→ To do:
Produce a word-for-word copy of the listing below without its pictures.

---- Raw records

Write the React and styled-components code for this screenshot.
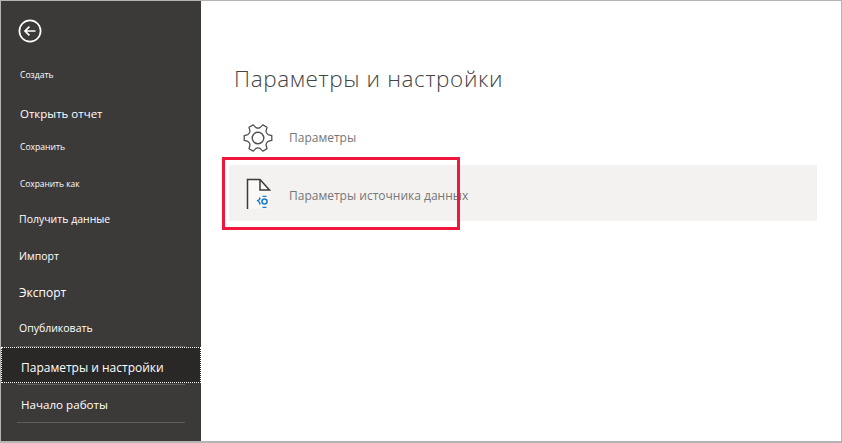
import React from "react";
import styled, { createGlobalStyle } from "styled-components";

const GlobalStyle = createGlobalStyle`
  html, body {
    margin: 0;
    padding: 0;
    background: #fff;
  }
  body {
    font-family: "Open Sans", "Noto Sans", sans-serif;
  }
`;

const menu = [
  { label: "Создать", height: 38, size: 8.6, left: 19 },
  { label: "Открыть отчет", height: 38, size: 11.5, left: 19, lift: -1 },
  { label: "Сохранить", height: 33, size: 8.6, left: 19, lift: 3 },
  { label: "Сохранить как", height: 38, size: 8.4, left: 19 },
  { label: "Получить данные", height: 35, size: 10.5, left: 18, lift: 2 },
  { label: "Импорт", height: 36, size: 10.5, left: 18 },
  { label: "Экспорт", height: 37, size: 12, left: 18 },
  { label: "Опубликовать", height: 35, size: 10.5, left: 18, lift: 1 },
];

// six rounded teeth, notches curve inward between them
const gearPath = (() => {
  const pt = (r, deg) => {
    const a = (deg * Math.PI) / 180;
    return `${(16 + r * Math.cos(a)).toFixed(2)} ${(16 + r * Math.sin(a)).toFixed(2)}`;
  };
  let d = "";
  for (let i = 0; i < 6; i++) {
    const a = i * 60;
    d += `${i === 0 ? "M" : "L"}${pt(10.6, a - 19)} L${pt(14, a - 10)} L${pt(14, a + 10)} L${pt(10.6, a + 19)} `;
    d += `A4.5 4.5 0 0 0 ${pt(10.6, a + 41)} `;
  }
  return d + "Z";
})();

export default function App() {
  return (
    <>
      <GlobalStyle />
      <Frame>
        <Sidebar>
          <BackButton aria-label="Назад">
            <svg width="26" height="26" viewBox="0 0 26 26" fill="none">
              <circle cx="12" cy="12" r="10.6" stroke="#fff" strokeWidth="1.7" />
              <path d="M17.5 12H7.2M11.4 7.6L7 12l4.4 4.4" stroke="#fff" strokeWidth="1.7" />
            </svg>
          </BackButton>
          <MenuList>
            {menu.map((item) => (
              <MenuItem
                key={item.label}
                $height={item.height}
                $size={item.size}
                $left={item.left}
                $lift={item.lift || 0}
              >
                {item.label}
              </MenuItem>
            ))}
            <Divider />
            <SelectedItem>Параметры и настройки</SelectedItem>
            <Divider $gap />
            <MenuItem $height={37} $size={11.6} $left={20} $lift={-2}>
              Начало работы
            </MenuItem>
            <Divider />
          </MenuList>
        </Sidebar>
        <Content>
          <Title>Параметры и настройки</Title>
          <OptionRow>
            <OptionIcon>
              <svg width="32" height="32" viewBox="0 0 32 32" fill="none">
                <path d={gearPath} stroke="#4f4f4f" strokeWidth="1.3" strokeLinejoin="round" />
                <circle cx="16" cy="16" r="5.8" stroke="#4f4f4f" strokeWidth="1.4" />
              </svg>
            </OptionIcon>
            <OptionLabel>Параметры</OptionLabel>
          </OptionRow>
          <HighlightRow>
            <OptionIcon>
              <svg width="30" height="36" viewBox="0 0 30 36" fill="none">
                <path d="M5.5 4.5h13l9 10v19h-22z" fill="#faf9f8" />
                <path d="M5.5 34V4.500h12.500l9.500 10.500H18V5" stroke="#3b3a39" strokeWidth="1.5" />
                <circle cx="22.500" cy="26.500" r="2.500" stroke="#1f7fc4" strokeWidth="1.6" />
                <path d="M18 22.500l-.5 2-1.800 1.200 1.800 1.600.5 2.200" stroke="#1f7fc4" strokeWidth="1.5" />
                <path d="M20.500 21.300h4M20.500 32.300h4" stroke="#1f7fc4" strokeWidth="1.3" />
              </svg>
            </OptionIcon>
            <OptionLabel $drop>Параметры источника данных</OptionLabel>
          </HighlightRow>
          <RedBox />
        </Content>
      </Frame>
    </>
  );
}

const Frame = styled.div`
  width: 842px;
  height: 443px;
  box-sizing: border-box;
  border: 1px solid #b4b4b4;
  border-bottom-width: 2px;
  display: flex;
  background: #fff;
  overflow: hidden;
`;

const Sidebar = styled.nav`
  width: 200px;
  flex-shrink: 0;
  background: #3b3a39;
  display: flex;
  flex-direction: column;
`;

const BackButton = styled.div`
  height: 55px;
  padding: 18px 0 0 17px;
  box-sizing: border-box;
`;

const MenuList = styled.div`
  display: flex;
  flex-direction: column;
`;

const MenuItem = styled.div`
  height: ${({ $height }) => $height}px;
  padding-left: ${({ $left }) => $left}px;
  font-size: ${({ $size }) => $size}px;
  line-height: ${({ $height, $lift }) => $height - ($lift || 0)}px;
  color: #fff;
  white-space: nowrap;
`;

const SelectedItem = styled.div`
  height: 36px;
  box-sizing: border-box;
  padding: 2px 0 0 19px;
  font-size: 12px;
  line-height: 36px;
  color: #fff;
  background: #292827;
  border: 1px dotted #fff;
  white-space: nowrap;
`;

const Divider = styled.div`
  height: 1px;
  margin: ${({ $gap }) => ($gap ? "1px" : "0")} 16px 0;
  background: #605e5c;
`;

const Content = styled.main`
  position: relative;
  flex: 1;
  padding: 63px 24px 0 28px;
`;

const Title = styled.h1`
  margin: 0 0 21px 5px;
  font-size: 22.5px;
  line-height: 30px;
  font-weight: 300;
  letter-spacing: 0.62px;
  color: #444;
  white-space: nowrap;
`;

const OptionRow = styled.div`
  display: flex;
  align-items: center;
  height: 45px;
  margin-bottom: 5px;
  padding-left: 13px;
`;

const HighlightRow = styled(OptionRow)`
  height: 56px;
  margin-bottom: 0;
  background: #f3f2f1;
`;

const OptionIcon = styled.div`
  width: 47px;
  display: flex;
  align-items: center;
`;

const OptionLabel = styled.span`
  font-size: 12px;
  color: #767676;
  white-space: nowrap;
  padding-top: ${({ $drop }) => ($drop ? "4px" : "0")};
`;

const RedBox = styled.div`
  position: absolute;
  left: 21px;
  top: 156px;
  width: 238px;
  height: 73px;
  box-sizing: border-box;
  border: 3px solid #f0173c;
`;
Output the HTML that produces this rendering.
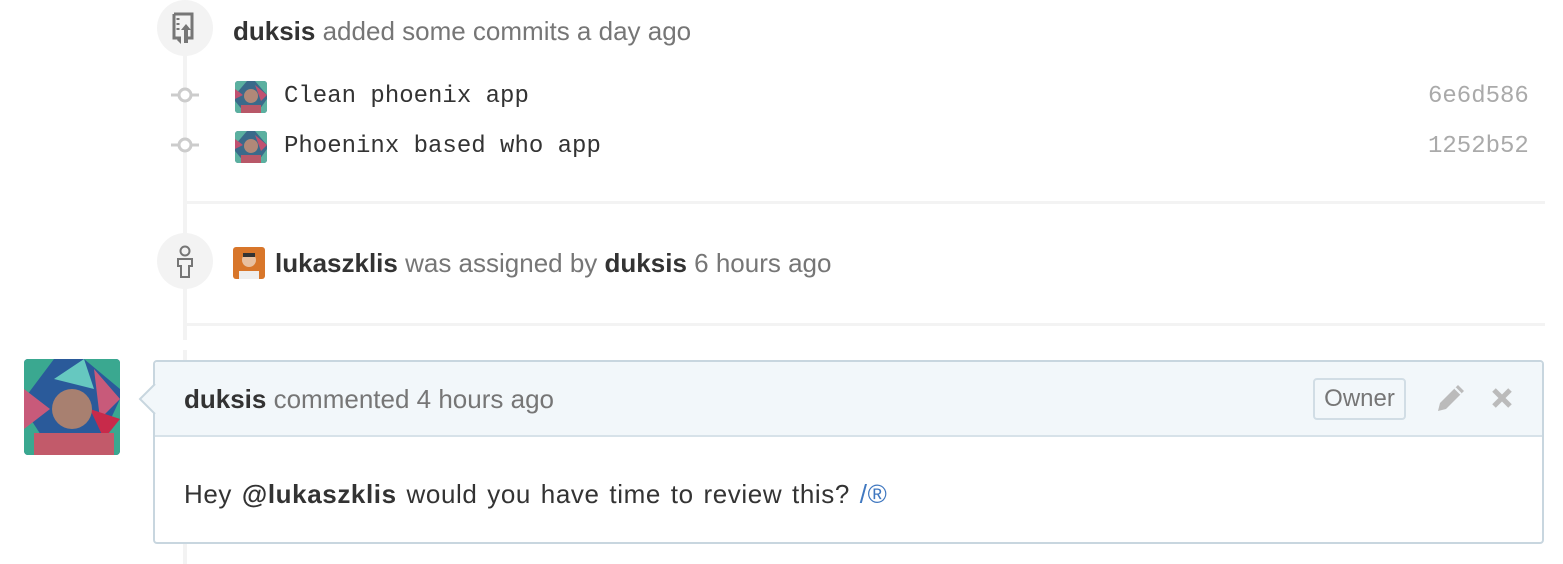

--------

→ Response to this task:
Write the React and styled-components code for this screenshot.
import React from "react";
import styled, { createGlobalStyle } from "styled-components";

const GlobalStyle = createGlobalStyle`
  html, body {
    margin: 0;
    padding: 0;
    background: #fff;
  }
  body {
    font-family: "Open Sans", "Noto Sans", sans-serif;
  }
`;

const menu = [
  { label: "Создать", height: 38, size: 8.6, left: 19 },
  { label: "Открыть отчет", height: 38, size: 11.5, left: 19, lift: -1 },
  { label: "Сохранить", height: 33, size: 8.6, left: 19, lift: 3 },
  { label: "Сохранить как", height: 38, size: 8.4, left: 19 },
  { label: "Получить данные", height: 35, size: 10.5, left: 18, lift: 2 },
  { label: "Импорт", height: 36, size: 10.5, left: 18 },
  { label: "Экспорт", height: 37, size: 12, left: 18 },
  { label: "Опубликовать", height: 35, size: 10.5, left: 18, lift: 1 },
];

// six rounded teeth, notches curve inward between them
const gearPath = (() => {
  const pt = (r, deg) => {
    const a = (deg * Math.PI) / 180;
    return `${(16 + r * Math.cos(a)).toFixed(2)} ${(16 + r * Math.sin(a)).toFixed(2)}`;
  };
  let d = "";
  for (let i = 0; i < 6; i++) {
    const a = i * 60;
    d += `${i === 0 ? "M" : "L"}${pt(10.6, a - 19)} L${pt(14, a - 10)} L${pt(14, a + 10)} L${pt(10.6, a + 19)} `;
    d += `A4.5 4.5 0 0 0 ${pt(10.6, a + 41)} `;
  }
  return d + "Z";
})();

export default function App() {
  return (
    <>
      <GlobalStyle />
      <Frame>
        <Sidebar>
          <BackButton aria-label="Назад">
            <svg width="26" height="26" viewBox="0 0 26 26" fill="none">
              <circle cx="12" cy="12" r="10.6" stroke="#fff" strokeWidth="1.7" />
              <path d="M17.5 12H7.2M11.4 7.6L7 12l4.4 4.4" stroke="#fff" strokeWidth="1.7" />
            </svg>
          </BackButton>
          <MenuList>
            {menu.map((item) => (
              <MenuItem
                key={item.label}
                $height={item.height}
                $size={item.size}
                $left={item.left}
                $lift={item.lift || 0}
              >
                {item.label}
              </MenuItem>
            ))}
            <Divider />
            <SelectedItem>Параметры и настройки</SelectedItem>
            <Divider $gap />
            <MenuItem $height={37} $size={11.6} $left={20} $lift={-2}>
              Начало работы
            </MenuItem>
            <Divider />
          </MenuList>
        </Sidebar>
        <Content>
          <Title>Параметры и настройки</Title>
          <OptionRow>
            <OptionIcon>
              <svg width="32" height="32" viewBox="0 0 32 32" fill="none">
                <path d={gearPath} stroke="#4f4f4f" strokeWidth="1.3" strokeLinejoin="round" />
                <circle cx="16" cy="16" r="5.8" stroke="#4f4f4f" strokeWidth="1.4" />
              </svg>
            </OptionIcon>
            <OptionLabel>Параметры</OptionLabel>
          </OptionRow>
          <HighlightRow>
            <OptionIcon>
              <svg width="30" height="36" viewBox="0 0 30 36" fill="none">
                <path d="M5.5 4.5h13l9 10v19h-22z" fill="#faf9f8" />
                <path d="M5.5 34V4.500h12.500l9.500 10.500H18V5" stroke="#3b3a39" strokeWidth="1.5" />
                <circle cx="22.500" cy="26.500" r="2.500" stroke="#1f7fc4" strokeWidth="1.6" />
                <path d="M18 22.500l-.5 2-1.800 1.200 1.800 1.600.5 2.200" stroke="#1f7fc4" strokeWidth="1.5" />
                <path d="M20.500 21.300h4M20.500 32.300h4" stroke="#1f7fc4" strokeWidth="1.3" />
              </svg>
            </OptionIcon>
            <OptionLabel $drop>Параметры источника данных</OptionLabel>
          </HighlightRow>
          <RedBox />
        </Content>
      </Frame>
    </>
  );
}

const Frame = styled.div`
  width: 842px;
  height: 443px;
  box-sizing: border-box;
  border: 1px solid #b4b4b4;
  border-bottom-width: 2px;
  display: flex;
  background: #fff;
  overflow: hidden;
`;

const Sidebar = styled.nav`
  width: 200px;
  flex-shrink: 0;
  background: #3b3a39;
  display: flex;
  flex-direction: column;
`;

const BackButton = styled.div`
  height: 55px;
  padding: 18px 0 0 17px;
  box-sizing: border-box;
`;

const MenuList = styled.div`
  display: flex;
  flex-direction: column;
`;

const MenuItem = styled.div`
  height: ${({ $height }) => $height}px;
  padding-left: ${({ $left }) => $left}px;
  font-size: ${({ $size }) => $size}px;
  line-height: ${({ $height, $lift }) => $height - ($lift || 0)}px;
  color: #fff;
  white-space: nowrap;
`;

const SelectedItem = styled.div`
  height: 36px;
  box-sizing: border-box;
  padding: 2px 0 0 19px;
  font-size: 12px;
  line-height: 36px;
  color: #fff;
  background: #292827;
  border: 1px dotted #fff;
  white-space: nowrap;
`;

const Divider = styled.div`
  height: 1px;
  margin: ${({ $gap }) => ($gap ? "1px" : "0")} 16px 0;
  background: #605e5c;
`;

const Content = styled.main`
  position: relative;
  flex: 1;
  padding: 63px 24px 0 28px;
`;

const Title = styled.h1`
  margin: 0 0 21px 5px;
  font-size: 22.5px;
  line-height: 30px;
  font-weight: 300;
  letter-spacing: 0.62px;
  color: #444;
  white-space: nowrap;
`;

const OptionRow = styled.div`
  display: flex;
  align-items: center;
  height: 45px;
  margin-bottom: 5px;
  padding-left: 13px;
`;

const HighlightRow = styled(OptionRow)`
  height: 56px;
  margin-bottom: 0;
  background: #f3f2f1;
`;

const OptionIcon = styled.div`
  width: 47px;
  display: flex;
  align-items: center;
`;

const OptionLabel = styled.span`
  font-size: 12px;
  color: #767676;
  white-space: nowrap;
  padding-top: ${({ $drop }) => ($drop ? "4px" : "0")};
`;

const RedBox = styled.div`
  position: absolute;
  left: 21px;
  top: 156px;
  width: 238px;
  height: 73px;
  box-sizing: border-box;
  border: 3px solid #f0173c;
`;
Output the HTML that produces this rendering.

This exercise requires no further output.